WORK REQUIRED: Set out each line from the following listing that includes the word "index".

------------------------------------------------------------------------

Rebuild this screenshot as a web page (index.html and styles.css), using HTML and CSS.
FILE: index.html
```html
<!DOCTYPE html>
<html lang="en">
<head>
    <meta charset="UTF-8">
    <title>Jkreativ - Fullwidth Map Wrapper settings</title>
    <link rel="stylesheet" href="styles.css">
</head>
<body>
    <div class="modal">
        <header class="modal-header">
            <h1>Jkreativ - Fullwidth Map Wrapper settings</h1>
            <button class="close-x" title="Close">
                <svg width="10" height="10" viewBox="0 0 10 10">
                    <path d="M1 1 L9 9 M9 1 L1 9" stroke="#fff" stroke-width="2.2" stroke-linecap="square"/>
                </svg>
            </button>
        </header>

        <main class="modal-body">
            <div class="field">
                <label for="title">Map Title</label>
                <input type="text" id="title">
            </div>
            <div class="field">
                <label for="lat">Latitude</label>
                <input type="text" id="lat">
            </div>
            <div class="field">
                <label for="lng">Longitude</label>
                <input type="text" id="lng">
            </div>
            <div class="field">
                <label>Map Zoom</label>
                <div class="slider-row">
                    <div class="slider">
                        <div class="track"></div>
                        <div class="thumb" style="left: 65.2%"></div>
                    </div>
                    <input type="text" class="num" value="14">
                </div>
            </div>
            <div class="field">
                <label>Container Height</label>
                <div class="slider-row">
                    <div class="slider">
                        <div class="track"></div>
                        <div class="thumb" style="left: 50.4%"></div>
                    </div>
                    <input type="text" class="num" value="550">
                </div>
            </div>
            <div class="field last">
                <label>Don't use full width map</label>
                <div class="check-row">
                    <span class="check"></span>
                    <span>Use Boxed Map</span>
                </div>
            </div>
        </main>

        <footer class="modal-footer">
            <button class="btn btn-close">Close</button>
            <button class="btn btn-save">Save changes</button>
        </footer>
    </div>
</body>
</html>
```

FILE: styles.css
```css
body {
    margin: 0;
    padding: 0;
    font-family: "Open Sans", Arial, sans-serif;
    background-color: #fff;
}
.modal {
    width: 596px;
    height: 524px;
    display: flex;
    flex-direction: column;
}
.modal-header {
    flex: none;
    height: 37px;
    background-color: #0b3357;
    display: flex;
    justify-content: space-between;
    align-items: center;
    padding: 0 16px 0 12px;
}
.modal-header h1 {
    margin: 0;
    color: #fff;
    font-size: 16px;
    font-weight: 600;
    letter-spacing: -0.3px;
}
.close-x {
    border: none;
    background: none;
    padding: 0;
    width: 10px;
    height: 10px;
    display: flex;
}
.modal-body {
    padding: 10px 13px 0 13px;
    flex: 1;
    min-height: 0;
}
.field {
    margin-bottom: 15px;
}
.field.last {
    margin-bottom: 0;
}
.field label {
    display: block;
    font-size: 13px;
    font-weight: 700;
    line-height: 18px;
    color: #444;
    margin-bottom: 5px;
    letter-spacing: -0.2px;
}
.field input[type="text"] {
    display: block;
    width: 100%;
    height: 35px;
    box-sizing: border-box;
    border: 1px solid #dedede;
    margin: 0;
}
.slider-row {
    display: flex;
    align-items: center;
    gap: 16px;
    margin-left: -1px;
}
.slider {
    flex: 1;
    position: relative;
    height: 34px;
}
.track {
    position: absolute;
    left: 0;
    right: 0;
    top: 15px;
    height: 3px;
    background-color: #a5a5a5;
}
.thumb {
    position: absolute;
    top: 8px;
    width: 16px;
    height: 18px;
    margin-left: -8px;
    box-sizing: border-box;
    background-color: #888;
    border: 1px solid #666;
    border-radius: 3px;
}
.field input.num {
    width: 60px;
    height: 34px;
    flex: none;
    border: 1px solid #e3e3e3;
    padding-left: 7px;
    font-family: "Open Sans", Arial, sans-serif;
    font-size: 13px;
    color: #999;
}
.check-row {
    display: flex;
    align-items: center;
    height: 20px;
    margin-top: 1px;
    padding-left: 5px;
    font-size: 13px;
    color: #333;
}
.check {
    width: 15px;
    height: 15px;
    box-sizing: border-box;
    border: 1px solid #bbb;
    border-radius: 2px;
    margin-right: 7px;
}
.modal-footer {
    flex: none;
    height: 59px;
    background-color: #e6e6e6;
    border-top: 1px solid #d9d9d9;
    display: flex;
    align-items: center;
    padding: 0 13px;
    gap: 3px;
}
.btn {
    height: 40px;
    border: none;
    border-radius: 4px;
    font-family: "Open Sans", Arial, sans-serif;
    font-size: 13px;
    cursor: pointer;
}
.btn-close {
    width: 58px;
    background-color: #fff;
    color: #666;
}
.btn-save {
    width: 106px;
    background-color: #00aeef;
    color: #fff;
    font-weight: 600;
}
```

------------------------------------------------------------------------

COMPLETE OUTPUT:
Rebuild this screenshot as a web page (index.html and styles.css), using HTML and CSS.
FILE: index.html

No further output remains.